Mr Chaka for the respondent also stated that he abided by the documents filed of record. He further stated that the applications for leave to appeal should not be made simply because the Rules of the court permitted such applications to be made. He submitted that such applications should be made where there are prospects of success on appeal. In casu, it was argued that there were no reasonable grounds on which the Supreme Court would interfer with the decision of the court. Mr Chaka further submitted that after the expiry of the fixed term contract in August 2012, the respondent continued working for the applicant without any fixed term contract. Apart from that, evidence from one of the employees before the hearing committee had confirmed that the respondent was indeed a permanent employee. Mr Chaka further stated that the letter written by the applicant to Edgars Stores Limited confirming the respondent as its permanent employee was further evidence of the status quo.

In determining applications of this nature the applicant has to show that it has prospects of success on appeal.  Put differently, the applicant has to demonstrate in what manner the court misdirected itself in arriving at the decision that it did. MALABA DCJ had this to say in Sheckem Barrister Ngazimbi v Murowa Diamonds (Pvt) Ltd SC 27-13 at page 3 of the cyclostyled judgment:

“The purpose of requiring leave before noting an appeal to be given by the President of the Labour Court or upon refusal, by the judge of the Supreme Court in terms of section 92 F (2) of the Act is to prevent appeals not based on questions of law getting to the Supreme Court. The right to appeal given by section 92 F 91) is a limited right. The exercise of it is made conditional upon leave being granted.”

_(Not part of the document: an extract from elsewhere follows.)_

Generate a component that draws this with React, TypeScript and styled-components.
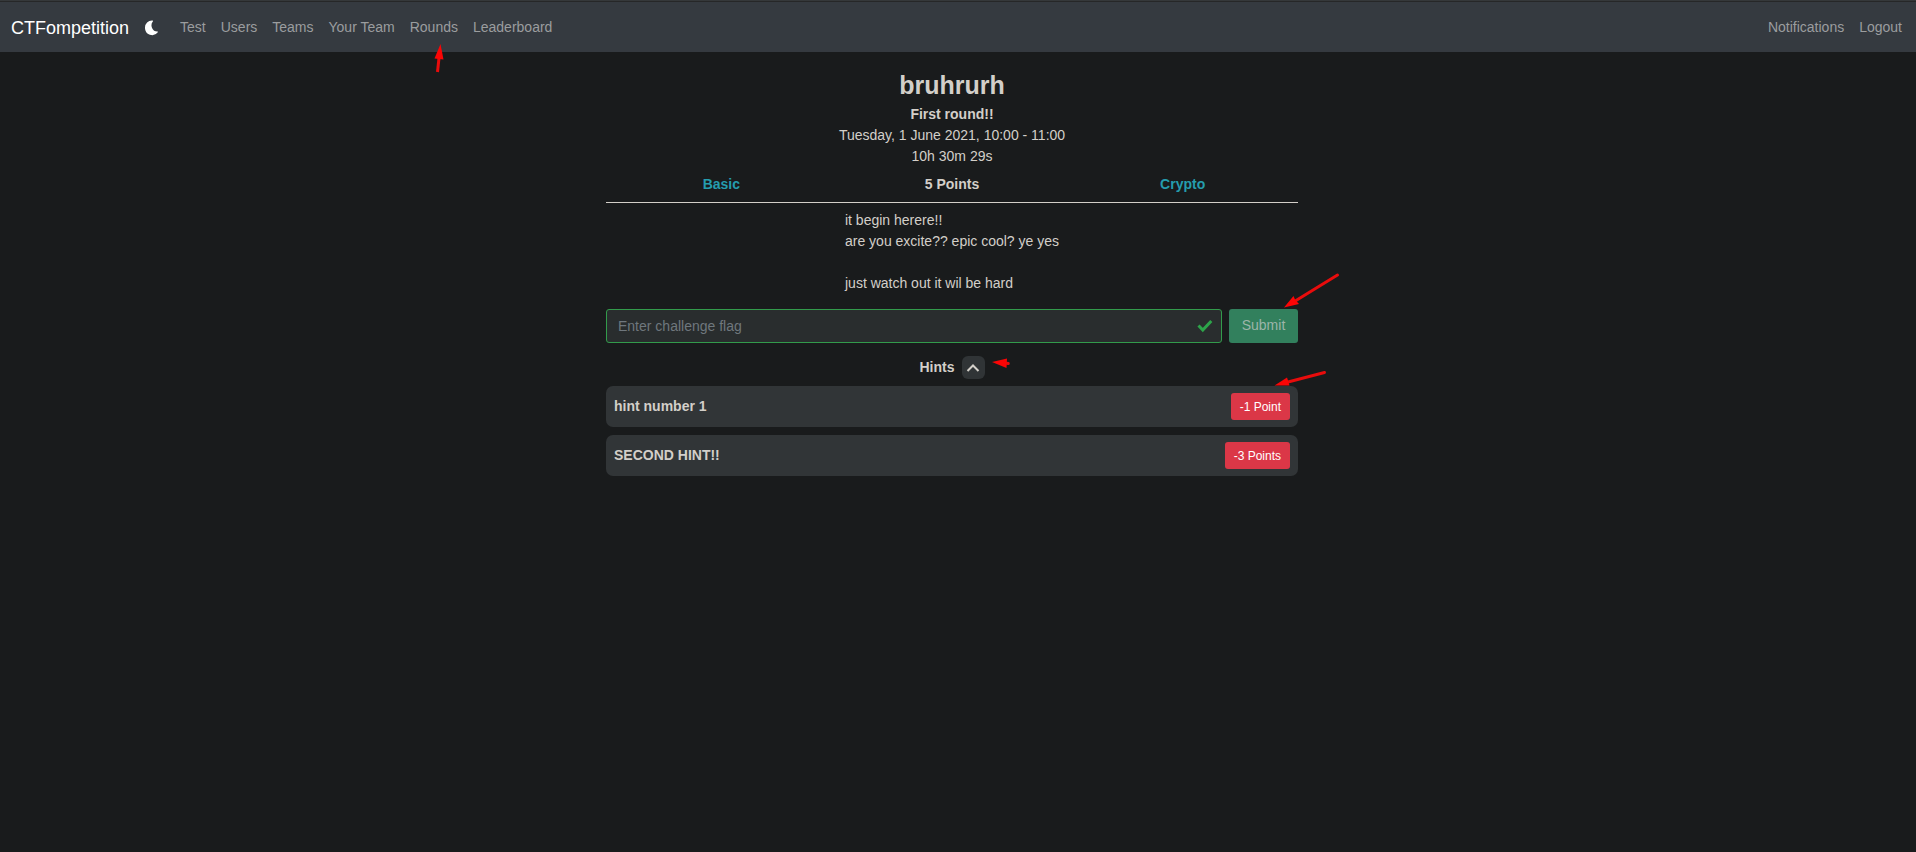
import React, { useState } from "react";
import styled, { createGlobalStyle } from "styled-components";

const GlobalStyle = createGlobalStyle`
  *, *::before, *::after { box-sizing: border-box; }
  body {
    margin: 0;
    min-height: 100vh;
    background: #191b1c;
    color: #d3cfc9;
    font-family: "Liberation Sans", Arial, sans-serif;
    font-size: 14px;
    line-height: 21px;
  }
`;

const Navbar = styled.nav`
  display: flex;
  align-items: center;
  height: 52px;
  padding: 2px 14px 0 11px;
  background: #353a40;
  border-top: 1px solid #35383a;
  box-shadow: inset 0 1px 0 #262728;
`;

const Brand = styled.a`
  color: #fff;
  font-size: 18px;
  line-height: 26px;
  text-decoration: none;
`;

const ThemeButton = styled.button`
  display: flex;
  padding: 0;
  margin: 0 21px 0 15px;
  border: 0;
  background: none;
  color: #fff;
`;

const NavList = styled.ul`
  display: flex;
  gap: 15px;
  margin: 0;
  padding: 0;
  list-style: none;

  & + & { margin-left: auto; }
`;

const NavItem = styled.li`
  position: relative;
`;

const NavLink = styled.a`
  color: #9b9d9f;
  text-decoration: none;
`;

const Page = styled.main`
  padding: 18px 12px 24px 0;
`;

const Content = styled.div`
  width: 100%;
  max-width: 692px;
  margin: 0 auto;
`;

const Header = styled.header`
  text-align: center;
`;

const Title = styled.h1`
  margin: 0 0 4px;
  font-size: 25px;
  line-height: 30px;
`;

const Subtitle = styled.h2`
  margin: 0;
  font-size: 14px;
  line-height: 21px;
`;

const Line = styled.p`
  margin: 0;
`;

const Meta = styled.div`
  display: grid;
  grid-template-columns: repeat(3, 1fr);
  padding: 7px 0;
  border-bottom: 1px solid #d3cfc9;
  font-weight: bold;
  text-align: center;
`;

const MetaLink = styled.a`
  color: #259dae;
  text-decoration: none;
`;

const Description = styled.p`
  width: fit-content;
  margin: 7px auto 15px;
  white-space: pre-line;
`;

const FlagForm = styled.form`
  display: flex;
  gap: 7px;
`;

const FlagField = styled.label`
  position: relative;
  flex: 1;
`;

const FlagInput = styled.input`
  display: block;
  width: 100%;
  height: 34px;
  padding: 0 32px 0 11px;
  border: 1px solid #329b4b;
  border-radius: 3px;
  outline: none;
  background: #292d2e;
  color: #d3cfc9;
  font: inherit;

  &::placeholder { color: #6f777d; opacity: 1; }
`;

const ValidMark = styled.svg`
  position: absolute;
  top: 10px;
  right: 9px;
`;

const SubmitWrap = styled.div`
  position: relative;
`;

const SubmitButton = styled.button`
  height: 34px;
  min-width: 69px;
  padding: 0 11px 2px;
  border: 0;
  border-radius: 3px;
  background: #32805d;
  color: #9cb5a9;
  font: inherit;
`;

const HintsHeader = styled.div`
  display: flex;
  align-items: center;
  justify-content: center;
  gap: 7px;
  margin: 13px 0 7px;
`;

const ToggleWrap = styled.div`
  position: relative;
`;

const HintsTitle = styled.h3`
  margin: 0;
  font-size: 14px;
  line-height: 21px;
`;

const Toggle = styled.button`
  display: grid;
  place-items: center;
  width: 23px;
  height: 23px;
  padding: 0;
  border: 0;
  border-radius: 6px;
  background: #303436;
  color: #d3cfc9;
`;

const HintList = styled.ul`
  display: grid;
  gap: 8px;
  margin: 0;
  padding: 0;
  list-style: none;
`;

const HintRow = styled.li`
  position: relative;
  display: flex;
  align-items: center;
  justify-content: space-between;
  height: 41px;
  padding: 0 8px;
  border-radius: 7px;
  background: #313537;
  font-weight: bold;
`;

const BuyButton = styled.button`
  height: 27px;
  padding: 0 9px;
  border: 0;
  border-radius: 3px;
  background: #db3747;
  color: #fff;
  font: 12px/18px "Liberation Sans", Arial, sans-serif;
`;

const Pointer = styled.svg<{ $top: number; $left?: number; $right?: number }>`
  position: absolute;
  z-index: 1;
  top: ${(p) => p.$top}px;
  left: ${(p) => (p.$left === undefined ? "auto" : `${p.$left}px`)};
  right: ${(p) => (p.$right === undefined ? "auto" : `${p.$right}px`)};
  pointer-events: none;
  fill: #fb0505;
  stroke: #e80c0c;
  stroke-linecap: round;
`;

const links = ["Test", "Users", "Teams", "Your Team", "Rounds", "Leaderboard"];
const hints = [
  { title: "hint number 1", cost: "-1 Point" },
  { title: "SECOND HINT!!", cost: "-3 Points" },
];

export default function App() {
  const [open, setOpen] = useState(true);
  const [flag, setFlag] = useState("");

  return (
    <>
      <GlobalStyle />
      <Navbar>
        <Brand href="#">CTFompetition</Brand>
        <ThemeButton type="button" aria-label="Toggle dark mode">
          <svg width="15" height="16" viewBox="0 0 15 16" fill="currentColor">
            <path d="M8.5 0.6A7 7 0 0 0 1 8a7.1 7.1 0 0 0 12.8 4.3c.3-.4 0-.8-.5-.7A6.3 6.3 0 0 1 8.800 1.500c.5-.3.3-.9-.3-.9Z" />
          </svg>
        </ThemeButton>
        <NavList>
          {links.map((name) => (
            <NavItem key={name}>
              <NavLink href="#">{name}</NavLink>
              {name === "Rounds" && (
                <Pointer $top={26} $left={22} width="14" height="30" viewBox="0 0 14 30" aria-hidden="true">
                  <path d="M5.500 29 7 15" strokeWidth="3" strokeLinecap="butt" />
                  <path d="M8.500 1 11.500 16.500 2.500 15.500Z" stroke="none" />
                </Pointer>
              )}
            </NavItem>
          ))}
        </NavList>
        <NavList>
          <NavItem><NavLink href="#">Notifications</NavLink></NavItem>
          <NavItem><NavLink href="#">Logout</NavLink></NavItem>
        </NavList>
      </Navbar>
      <Page>
        <Content>
          <Header>
            <Title>bruhrurh</Title>
            <Subtitle>First round!!</Subtitle>
            <Line>Tuesday, 1 June 2021, 10:00 - 11:00</Line>
            <Line>10h 30m 29s</Line>
          </Header>
          <Meta>
            <MetaLink href="#">Basic</MetaLink>
            <span>5 Points</span>
            <MetaLink href="#">Crypto</MetaLink>
          </Meta>
          <Description>
            {"it begin herere!!\nare you excite?? epic cool? ye yes\n\njust watch out it wil be hard"}
          </Description>
          <FlagForm onSubmit={(e) => e.preventDefault()}>
            <FlagField>
              <FlagInput
                type="text"
                aria-label="Challenge flag"
                placeholder="Enter challenge flag"
                value={flag}
                onChange={(e) => setFlag(e.target.value)}
              />
              <ValidMark width="16" height="14" viewBox="0 0 16 14" fill="none" stroke="#2da44a" strokeWidth="3" aria-hidden="true">
                <path d="M1.500 6.500 5.800 11 14.300 2" />
              </ValidMark>
            </FlagField>
            <SubmitWrap>
              <SubmitButton type="submit">Submit</SubmitButton>
              <Pointer $top={-38} $left={53} width="60" height="40" viewBox="0 0 60 40" aria-hidden="true">
                <path d="M55.500 4 14 29.500" strokeWidth="3" />
                <path d="M2 36.500 11.500 25 13 28.500 17 33Z" stroke="none" />
              </Pointer>
            </SubmitWrap>
          </FlagForm>
          <HintsHeader>
            <HintsTitle>Hints</HintsTitle>
            <ToggleWrap>
              <Toggle type="button" aria-label="Toggle hints" aria-expanded={open} onClick={() => setOpen(!open)}>
                <svg width="14" height="10" viewBox="0 0 14 10" fill="none" stroke="currentColor" strokeWidth="2">
                  <path d={open ? "M1.500 8 7 2.500 12.500 8" : "M1.500 2.500 7 8 12.500 2.500"} />
                </svg>
              </Toggle>
              <Pointer $top={0} $left={29} width="22" height="14" viewBox="0 0 22 14" aria-hidden="true">
                <path d="M14 7 17.300 7.500" strokeWidth="3" />
                <path d="M1 6 16 2.500 15.500 12Z" stroke="none" />
              </Pointer>
            </ToggleWrap>
          </HintsHeader>
          {open && (
            <HintList>
              {hints.map((hint, i) => (
                <HintRow key={hint.title}>
                  <span>{hint.title}</span>
                  <BuyButton type="button">{hint.cost}</BuyButton>
                  {i === 0 && (
                    <Pointer $top={-18} $right={-32} width="60" height="22" viewBox="0 0 60 22" aria-hidden="true">
                      <path d="M54.500 4.500 18 14" strokeWidth="3" />
                      <path d="M4.500 17.500 17 9.500 19.500 17.500Z" stroke="none" />
                    </Pointer>
                  )}
                </HintRow>
              ))}
            </HintList>
          )}
        </Content>
      </Page>
    </>
  );
}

This application presents an interesting scenario. The applicant alleges that the respondent was employed on a fixed term contract. In terms of the applicant’s second ground of appeal, the contract “terminated by effluxion of time”. If this was indeed the case, the applicant would not be making such application for leave to appeal to the Supreme Court. It is the applicant who “dragged” the respondent to the NEC for the Engineering Industry. The applicant’s letter to the NEC was that the respondent was “refusing to obey a lawful order” by not signing a new contract of employment. The applicant must have taken the respondent to be its employee at the material time. The matter was set down for hearing. During the hearing, the applicant’s Human Resources Manager gave evidence to the effect that the respondent was a permanent employee. The NEC took this evidence as being correct and gave a determination that this was the position.

Mr Chidziva’s reaction to the above finding by the NEC defies logic to say the least. Asked by this court what the NEC should have done with the piece of evidence given by the Human Resources Manager, he stated that the committee “should have probed further”. This was evidence being given by the applicant who had brought the matter before the NEC.

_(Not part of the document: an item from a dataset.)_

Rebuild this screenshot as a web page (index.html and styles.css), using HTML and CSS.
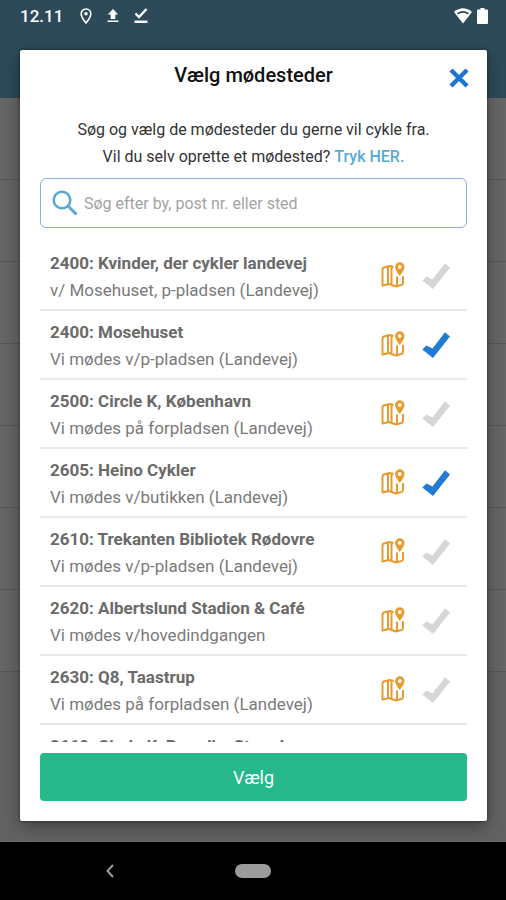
FILE: index.html
```html
<!DOCTYPE html>
<html lang="da">
<head>
<meta charset="utf-8">
<meta name="viewport" content="width=device-width, initial-scale=1">
<title>Vælg mødesteder</title>
<link rel="stylesheet" href="styles.css">
</head>
<body>
<svg class="symbols" aria-hidden="true">
  <symbol id="map" viewBox="0 0 24 26">
    <path d="M12.500 5 8.500 4 3 5.500Q1.500 6 1.500 7.500V23.500L8 22 15 24.500 20.500 23Q22 22.500 22 21V14M7 5V21.500M10.500 5V21.800M16 14.500V23.500" fill="none" stroke="currentColor" stroke-width="2" stroke-linejoin="round"/>
    <path fill-rule="evenodd" d="M18.800 0.300a4.700 4.700 0 0 0-4.700 4.700c0 3.300 4.700 9 4.700 9s4.700-5.700 4.700-9a4.700 4.700 0 0 0-4.700-4.700zm0 2.800a1.900 1.900 0 1 1 0 3.800 1.900 1.900 0 0 1 0-3.800z" fill="currentColor"/>
  </symbol>
  <symbol id="check" viewBox="0 0 28 26">
    <path d="M0.300 17.500 4.500 13.500 10.500 16.500 23 0.300 28 4.500 11 26z" fill="currentColor"/>
  </symbol>
</svg>
<div class="screen">
  <div class="backdrop" aria-hidden="true">
    <div class="backdrop-bar"></div>
    <div class="backdrop-rows"></div>
  </div>
  <header class="status">
    <span class="clock">12.11</span>
    <svg class="status-icon pin" viewBox="0 0 12 16"><path d="M6 1a4.800 4.800 0 0 0-4.800 4.800C1.200 9.300 6 15 6 15s4.800-5.700 4.800-9.200A4.800 4.800 0 0 0 6 1z" fill="none" stroke="currentColor" stroke-width="1.600"/><circle cx="6" cy="5.800" r="1.800" fill="currentColor"/></svg>
    <svg class="status-icon upload" viewBox="0 0 12 16"><path d="M6 1 0.800 6.500H3.700V11H8.300V6.500h2.900zM0.500 12.500h11V14H0.500z" fill="currentColor"/></svg>
    <svg class="status-icon done" viewBox="0 0 14 16"><path d="m1.500 5.500 3.500 3.500 7.500-8" fill="none" stroke="currentColor" stroke-width="2.400"/><path d="M0.500 12.500h13v2.500h-13z" fill="currentColor"/></svg>
    <svg class="status-icon wifi" viewBox="0 0 18 16"><path d="M0 4Q9-3.500 18 4L9 15.500z" fill="currentColor"/><path d="M3.500 5.800Q9 2 14.500 5.800" fill="none" stroke="#2c4855" stroke-width="1.600"/></svg>
    <svg class="status-icon battery" viewBox="0 0 11 16"><path d="M3.500 0h4v1.500H10a1 1 0 0 1 1 1V15a1 1 0 0 1-1 1H1a1 1 0 0 1-1-1V2.500a1 1 0 0 1 1-1h2.500z" fill="currentColor"/></svg>
  </header>
  <main class="stage">
    <section class="dialog" role="dialog" aria-labelledby="title">
      <div class="heading">
        <h1 id="title">Vælg mødesteder</h1>
        <button class="close" type="button" aria-label="Luk"><svg viewBox="0 0 20 20"><path d="M2 2 18 18M18 2 2 18" stroke="currentColor" stroke-width="4.400"/></svg></button>
      </div>
      <p class="intro">Søg og vælg de mødesteder du gerne vil cykle fra.<br>Vil du selv oprette et mødested? <a href="#">Tryk HER.</a></p>
      <label class="search">
        <svg viewBox="0 0 26 26" aria-hidden="true"><circle cx="10" cy="10" r="8.300" fill="none" stroke="currentColor" stroke-width="2.600"/><path d="m16 16 8.500 8.500" stroke="currentColor" stroke-width="3"/></svg>
        <input type="search" aria-label="Søg" placeholder="Søg efter by, post nr. eller sted">
      </label>
      <ul class="places">
        <li class="place">
          <div class="text"><h2>2400: Kvinder, der cykler landevej</h2><p>v/ Mosehuset, p-pladsen (Landevej)</p></div>
          <button class="map" type="button" aria-label="Vis på kort"><svg><use href="#map"/></svg></button>
          <button class="check" type="button" aria-label="Vælg sted" aria-pressed="false"><svg><use href="#check"/></svg></button>
        </li>
        <li class="place">
          <div class="text"><h2>2400: Mosehuset</h2><p>Vi mødes v/p-pladsen (Landevej)</p></div>
          <button class="map" type="button" aria-label="Vis på kort"><svg><use href="#map"/></svg></button>
          <button class="check" type="button" aria-label="Vælg sted" aria-pressed="true"><svg><use href="#check"/></svg></button>
        </li>
        <li class="place">
          <div class="text"><h2>2500: Circle K, København</h2><p>Vi mødes på forpladsen (Landevej)</p></div>
          <button class="map" type="button" aria-label="Vis på kort"><svg><use href="#map"/></svg></button>
          <button class="check" type="button" aria-label="Vælg sted" aria-pressed="false"><svg><use href="#check"/></svg></button>
        </li>
        <li class="place">
          <div class="text"><h2>2605: Heino Cykler</h2><p>Vi mødes v/butikken (Landevej)</p></div>
          <button class="map" type="button" aria-label="Vis på kort"><svg><use href="#map"/></svg></button>
          <button class="check" type="button" aria-label="Vælg sted" aria-pressed="true"><svg><use href="#check"/></svg></button>
        </li>
        <li class="place">
          <div class="text"><h2>2610: Trekanten Bibliotek Rødovre</h2><p>Vi mødes v/p-pladsen (Landevej)</p></div>
          <button class="map" type="button" aria-label="Vis på kort"><svg><use href="#map"/></svg></button>
          <button class="check" type="button" aria-label="Vælg sted" aria-pressed="false"><svg><use href="#check"/></svg></button>
        </li>
        <li class="place">
          <div class="text"><h2>2620: Albertslund Stadion &amp; Café</h2><p>Vi mødes v/hovedindgangen</p></div>
          <button class="map" type="button" aria-label="Vis på kort"><svg><use href="#map"/></svg></button>
          <button class="check" type="button" aria-label="Vælg sted" aria-pressed="false"><svg><use href="#check"/></svg></button>
        </li>
        <li class="place">
          <div class="text"><h2>2630: Q8, Taastrup</h2><p>Vi mødes på forpladsen (Landevej)</p></div>
          <button class="map" type="button" aria-label="Vis på kort"><svg><use href="#map"/></svg></button>
          <button class="check" type="button" aria-label="Vælg sted" aria-pressed="false"><svg><use href="#check"/></svg></button>
        </li>
        <li class="place">
          <div class="text"><h2>2660: Circle K, Brøndby Strand</h2></div>
        </li>
      </ul>
      <button class="submit" type="button">Vælg</button>
    </section>
  </main>
  <nav class="navbar">
    <button class="back" type="button" aria-label="Tilbage"><svg viewBox="0 0 8 14"><path d="M7 1 1.500 7 7 13" fill="none" stroke="currentColor" stroke-width="2"/></svg></button>
    <button class="home" type="button" aria-label="Hjem"></button>
    <span></span>
  </nav>
</div>
</body>
</html>
```
FILE: styles.css
```css
* { box-sizing: border-box; }
body, h1, h2, p, ul { margin: 0; padding: 0; }
body { font-family: Roboto, "Liberation Sans", sans-serif; font-size: 16px; color: #333; }
button { border: 0; padding: 0; background: none; font: inherit; color: inherit; }
svg { display: block; }
.symbols { position: absolute; width: 0; height: 0; }

.screen { position: relative; height: 100vh; display: flex; flex-direction: column; overflow: hidden; }
.backdrop { position: absolute; inset: 0; z-index: -1; display: flex; flex-direction: column; background: #626262; }
.backdrop-bar { height: 98px; background: #2c4a58; }
.backdrop-rows { height: 574px; background: repeating-linear-gradient(#656565 0 81px, #565656 81px 82px); }

.status { height: 30px; padding: 2px 18px 0 20px; display: flex; align-items: center; color: #fff; }
.clock { font-size: 17px; font-weight: 500; margin-right: 17px; }
.status-icon { height: 16px; }
.pin { width: 12px; margin-right: 15px; }
.upload { width: 12px; margin-right: 15px; }
.done { width: 14px; }
.wifi { width: 18px; margin-left: auto; margin-right: 5px; }
.battery { width: 11px; }

.stage { flex: 1; min-height: 0; padding: 20px 19px 21px 20px; display: flex; }
.dialog { flex: 1; min-width: 0; padding: 12px 20px 20px; display: flex; flex-direction: column; background: #fff; border-radius: 2px; box-shadow: 0 6px 16px rgba(0, 0, 0, .35), 0 0 3px rgba(0, 0, 0, .5); }
.heading { position: relative; text-align: center; }
h1 { font-size: 20px; line-height: 26px; font-weight: 500; color: #111; }
.close { position: absolute; right: -2px; top: 6px; color: #1c76cf; }
.close svg { width: 20px; height: 20px; }
.intro { margin-top: 28px; line-height: 27px; text-align: center; white-space: nowrap; }
.intro a { color: #58abd0; font-weight: 500; text-decoration: none; }
.search { height: 50px; margin-top: 8px; padding: 0 11px; display: flex; align-items: center; gap: 6px; flex: none; border: 1px solid #8fadde; border-radius: 6px; color: #58abd0; }
.search svg { width: 26px; height: 26px; }
.search input { flex: 1; min-width: 0; border: 0; padding: 0; outline: 0; background: none; font: inherit; color: #222; }
.search input::placeholder { color: #a3a3a3; }

.places { flex: 1; min-height: 0; margin-top: 14px; overflow: hidden; list-style: none; }
.place { height: 69px; padding: 8px 17px 5px 10px; display: flex; align-items: flex-start; border-bottom: 2px solid #e8e8e8; }
.text { flex: 1; min-width: 0; line-height: 27px; white-space: nowrap; color: #7a7a7a; font-size: 17px; }
h2 { font-size: 17px; line-height: 27px; font-weight: 700; color: #6a6a6a; }
.map { margin: 12px 17px 0 0; color: #e99a2c; }
.map svg { width: 24px; height: 26px; }
.check { margin-top: 13px; color: #d6d6d6; }
.check[aria-pressed="true"] { color: #217bd2; }
.check svg { width: 28px; height: 26px; }
.submit { height: 48px; margin-top: 11px; flex: none; border-radius: 4px; background: #26b88b; color: #fff; font-size: 18px; }

.navbar { height: 58px; display: grid; grid-template-columns: 1fr 36px 1fr; align-items: center; background: #000; color: #9c9c9c; }
.back { justify-self: center; margin-right: 16px; }
.back svg { width: 8px; height: 14px; }
.home { height: 14px; border-radius: 7px; background: #9c9c9c; }
```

It is trite that an applicant’s case falls or makes it on the strength of the Founding Affidavit filed on its behalf. The following excerpts appear from the affidavit filed by Berington Nhepera:

Paragraph 5.6

“Due to the respondent’s refusal to enter into a fixed term contract or any contract with the applicant for that matter, the applicant decided to terminate the employment relationship.”

Paragraph 5.7

“Without the benefit of legal advice, the applicant instituted disciplinary proceedings against the respondent alleging that he had refused to follow a lawful order to sign a contract of employment. The importance of this fact is that since the respondent was on a fixed term contract which expires by effluxion of time there was no need to discipline him.”

Paragraph 5.16

“Given the fact that the contract had expired, it was not even necessary for the applicant to take disciplinary action against the respondent.”

Paragraph 5.19

“Having refused to enter into a fixed term contract with the applicant, the respondent ceased to be employed by the applicant. There ceased to be any employer-employee relationship.”

Paragraph 5.20

“It is submitted that the contract between the applicant and respondent terminated by effluxion of time. Further the respondent defied a lawful order.”

Nothing is more confusing than the applicant’s story and how it relates to the facts and the decision taken by the NEC. The first question that arises is why the applicant continued to remunerate the respondent if the contract had expired due to effluxion of time. Mr Chidziva made submissions to the effect that the respondent continued to be employed on the same conditions as those of the expired contract. That is clearly inconsistent with the Founding Affidavit whose portions have been quoted above. The applicant has not clearly explained what it meant by “without the benefit of legal advice.” What is clear is that the appeal that was placed before this court was a result of the applicant’s machinations. This led to a result which was not favourable to the applicant. The applicant seems to regret the filing of the application to the NEC in first place. Those must be regarded as crocodile tears. The applicant brought the misery on itself. The evidence before the NEC showed the respondent to be a permanent employee, that is, from the evidence of the Human Resources manager. The, NEC could not have ignored this piece of evidence coupled with the evidence of the letter written to Edgars Stores Limited. The applicant’s heads of argument state the following:

“… neither does he become a permanent employee because a fellow employee says so.”

This submission loses it completely. It would have been different if the applicant was saying that the employee who gave that evidence was not employed in that position and could not positively give the company’s correct position on that particular issue. This has not been stated in that manner.

The applicant’s application is marred by clearly inconsistent submissions. The applicant refers to the applicant “dismissing himself”, “defying a law order” and that his contract of employment “expired due to effluxion of time.” The applicant has produced a “mixed bag” of issues. What this court dealt with was an appeal from the decision of the NEC. This court upheld the decision. The applicant has been unable to demonstrate in what manner this court “misdirected” itself in the decision that it arrived at.

GARWE JA had this to say in Fiona Chikurunhe & 234 Ors v Zimbabwe Financial Holdings SC 10-08:

“The party seeking leave must show inter alia that he has prospects of success on appeal. In other words, leave is not granted simply because a party has sought such leave.”

In casu, the applicant has not demonstrated the prospects of success it has on appeal. The applicant has been unable to show in what manner the court misdirected itself.

In conclusion the court is of the view that the application for leave to appeal to the Supreme Court is devoid of merit and is accordingly dismissed with costs.